The idea that guiding Chavistas by the example of moral righteousness would lead them into acquiescing that free gameplay is their raison d’ être in the political game. That novel way of looking at chavismo, paired with the Ramos Allup notion of the “Political Brothel,” forced a patronizing opinionated way with deep roots in the cultural & entertainment industry of Venezuela. A paradoxical reflection of a group that also included the terrorist guerrilla leaders of the 1960s who went up in arms against the Ancien Regime.
The notion that chavismo can adhere to democratic rules inherently denies categorizing that regime as tyrannical. The same Petkoffian train of thought exalts the idea of “unity” as a political opposition force –regardless of the components of the coalition–, dressing up political failures as successes, like the Manuel Rosales candidacy in 2006.

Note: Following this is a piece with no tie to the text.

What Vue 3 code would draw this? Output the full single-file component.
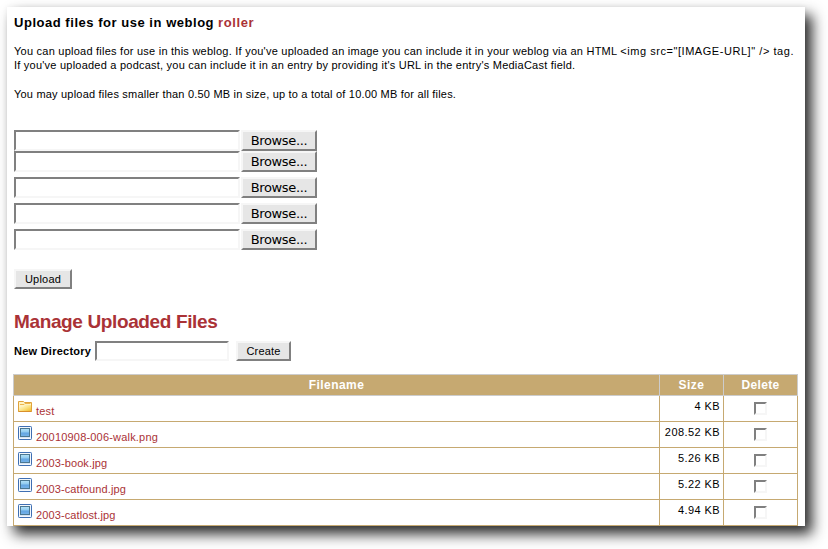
<script setup>
const slots = [1, 2, 3, 4, 5]
const files = [
  { name: 'test', size: '4 KB', folder: true, cls: 'n0' },
  { name: '20010908-006-walk.png', size: '208.52 KB', cls: 'n1' },
  { name: '2003-book.jpg', size: '5.26 KB', cls: 'n2' },
  { name: '2003-catfound.jpg', size: '5.22 KB', cls: 'n3' },
  { name: '2003-catlost.jpg', size: '4.94 KB', cls: 'n4' }
]
</script>

<template>
  <div class="page">
  <main class="panel">
    <h1><span class="title">Upload files for use in weblog</span><a class="roller">roller</a></h1>
    <p class="intro"><span class="l1">You can upload files for use in this weblog. If you've uploaded an image you can include it in your weblog via an HTML </span><span class="tag">&lt;img src="[IMAGE-URL]" /&gt; tag.</span></p>
    <p class="intro second"><span class="l2">If you've uploaded a podcast, you can include it in an entry by providing it's URL in the entry's MediaCast field.</span></p>
    <p class="intro"><span class="l3">You may upload files smaller than 0.50 MB in size, up to a total of 10.00 MB for all files.</span></p>

    <div class="uploads">
      <div v-for="s in slots" :key="s" class="upload">
        <div class="field"></div>
        <button class="browse"><span>Browse...</span></button>
      </div>
    </div>
    <button class="btn send"><span>Upload</span></button>

    <h2><span>Manage Uploaded Files</span></h2>
    <div class="newdir">
      <label><span>New Directory</span></label>
      <div class="field dir"></div>
      <button class="btn create"><span>Create</span></button>
    </div>

    <div class="table">
      <div class="row head">
        <div><span class="hf">Filename</span></div>
        <div><span class="hs">Size</span></div>
        <div><span class="hd">Delete</span></div>
      </div>
      <div v-for="f in files" :key="f.name" class="row">
        <div class="name">
          <svg v-if="f.folder" width="14" height="14" viewBox="0 -1 14 14">
            <defs>
              <linearGradient id="fold" x1="0" y1="0" x2="1" y2="1">
                <stop offset="0" stop-color="#fffbe0" /><stop offset=".5" stop-color="#fbe48a" /><stop offset="1" stop-color="#f3bd2c" />
              </linearGradient>
            </defs>
            <path d="M.5 10.5V.5h5l1 1h7v9z" fill="#fff3c4" stroke="#e0a33a" />
            <path d="M2 3.5h4l1-1h5.5" fill="none" stroke="#edb64c" />
            <path d="M1 10V5.5h4.8l1.2-1.4h6V10z" fill="url(#fold)" />
            <path d="M.5 10.5h13" stroke="#d98f2b" />
          </svg>
          <svg v-else width="14" height="14" viewBox="0 0 14 14">
            <defs>
              <linearGradient id="pic" x1="0" y1="0" x2="0" y2="1">
                <stop offset="0" stop-color="#b5e3f7" /><stop offset=".45" stop-color="#8fcaf0" /><stop offset=".55" stop-color="#62a5e2" /><stop offset="1" stop-color="#78b4e9" />
              </linearGradient>
            </defs>
            <rect x=".5" y=".5" width="13" height="13" rx=".8" fill="#f3f8fd" stroke="#3f6fb3" />
            <rect x="2.5" y="2.5" width="9" height="8" fill="url(#pic)" stroke="#4b7791" />
            <path d="M2 11.5h10" stroke="#d5e3f4" />
          </svg>
          <a :class="f.cls">{{ f.name }}</a>
        </div>
        <div class="size"><span>{{ f.size }}</span></div>
        <div class="del"><i class="check"></i></div>
      </div>
    </div>
  </main>
  </div>
</template>

<style>
body { background: #fff; }
</style>

<style scoped>
* { box-sizing: border-box; }
.page { height: 549px; padding: 7px 0 0 7px; background: #fff; overflow: hidden; }
.panel {
  width: 798px;
  height: 519px;
  padding: 8px 7px 0;
  background: #fff;
  box-shadow: 7px 8px 13px rgba(0, 0, 0, .84), 0 0 5px rgba(0, 0, 0, .05);
  font: 11px/14px "Liberation Sans", Arial, sans-serif;
  color: #000;
  white-space: nowrap;
}
h1 { margin: 0 0 14px; font-size: 13px; line-height: 15px; display: flex; gap: 4px; }
.title { letter-spacing: .53px; }
.roller { letter-spacing: .6px; }
a { color: #aa3236; }
.intro { margin: 0; height: 14px; line-height: 14px; }
.second { margin-bottom: 15px; }
.l1 { letter-spacing: .238px; }
.tag { letter-spacing: .55px; }
.l2 { letter-spacing: .227px; }
.l3 { letter-spacing: .2px; }
.uploads { margin-top: 29px; display: flex; flex-direction: column; gap: 5px; }
.upload { display: flex; gap: 1px; height: 21px; }
.upload:first-child { margin-bottom: -5px; }
.field { width: 226px; height: 21px; border: 2px solid; border-color: #808080 #f6f6f6 #f6f6f6 #808080; background: #fff; }
button { display: flex; align-items: center; justify-content: center; padding: 0; margin: 0; border: 2px solid; border-color: #f6f6f6 #808080 #808080 #f6f6f6; background: #e6e6e6; color: #000; border-radius: 0; }
.browse { width: 76px; height: 21px; font: 13px/15px "DejaVu Sans", sans-serif; letter-spacing: -.35px; }
.btn { font: 11px/14px "Liberation Sans", Arial, sans-serif; height: 20px; letter-spacing: .2px; }
.send { width: 58px; margin: 19px 0 0; height: 20px; }
h2 { margin: 21px 0 0; height: 23px; font-size: 19px; line-height: 24px; color: #aa3236; }
h2 span { letter-spacing: -.37px; }
.newdir { display: flex; height: 20px; margin-top: 8px; align-items: center; }
label { width: 81px; font-weight: bold; letter-spacing: .25px; }
.dir { width: 134px; height: 20px; }
.create { width: 55px; margin-left: 7px; }
.table { margin: 13px 0 0 -1px; width: 785px; }
.row { display: grid; grid-template-columns: 646px 64px 74px; height: 26px; border-left: 1px solid #c6a971; }
.row > div { border-right: 1px solid #c6a971; border-bottom: 1px solid #c6a971; }
.row.head { height: 22px; background: #c6a971; border: 1px solid #ccc; border-right: 0; border-bottom: 0; }
.row.head > div { border-color: #ccc; color: #fff; font: bold 12px/20px "Liberation Sans", Arial, sans-serif; text-align: center; }
.hf, .hs { letter-spacing: .45px; }
.hd { letter-spacing: .3px; }
.name { display: flex; gap: 4px; padding: 4px 0 0 4px; }
.name a { padding-top: 4px; }
.n0, .n1 { letter-spacing: .19px; }
.n2, .n3, .n4 { letter-spacing: .11px; }
.size { text-align: right; padding: 3px 3px 0 0; letter-spacing: .42px; }
.del { display: flex; justify-content: center; padding-top: 6px; }
.check { width: 13px; height: 13px; border: 2px solid; border-color: #808080 #f6f6f6 #f6f6f6 #808080; }
</style>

The concept of “Unity” –to put a single group of politicians & special interest lobby groups in charge of every decision aspect– in the mainstream Venezuelan opposition forced citizens to cast their vote in support of characters they despised –like Ismael García, Raúl Baduel, Henri Falcón & Luisa Ortega Díaz are cardinal examples– to gain political forces and cajole “bad” Chavistas into the rule of law, something that Ramon Guillermo Aveledo also capitalized –nearly a lustrum after the landslide victory chavismo to an unopposed congress– as he ran the Democratic Unity Roundtable with Ramón José Medina –personal friend & employee of corrupt Chavista banker Victor Vargas Irausquin–.
By missing the diagnosis –by either ignorance or deliberate action–, the result remains the same: a controlled opposition with skeletons in their closet that blatantly rejects any other way to rid Venezuela of the red plague hailing from Havana, a radical paradox in the Teodoro Petkoff mindset, for he was a man that created the insurgent line of the Communist Party of Venezuela, fracturing it by creating breakaway groups –that wreaked extraordinary havoc in the country’s nascent democratic years– and then promoting and ideologically governing the movement that saw the integration of the radical left into the legal, political system –all thanks to the hefty sums of money that a petrostate provided to appease them by letting them enter into crucial niches, academia, and entertainment–.
The Petkoff doctrine forces its adherents to be critical of chavismo in a unique way: That which can be said of chavismo, could also be said of him when he and his criminal clique “converted” to the creed of electoral, and that the public should give its support to reformed democratic values. In that sense, the opposition had to admit the democrats within chavismo and shun the violent autocratic radicals.
The view of the political action of opposition and government has had over the course of nearly 16 years the imprint of the Petkoffian doctrine, and here, at Cultura Política we are hellbent on destroying that doctrine to make way for an alternative that puts sovereign interests first.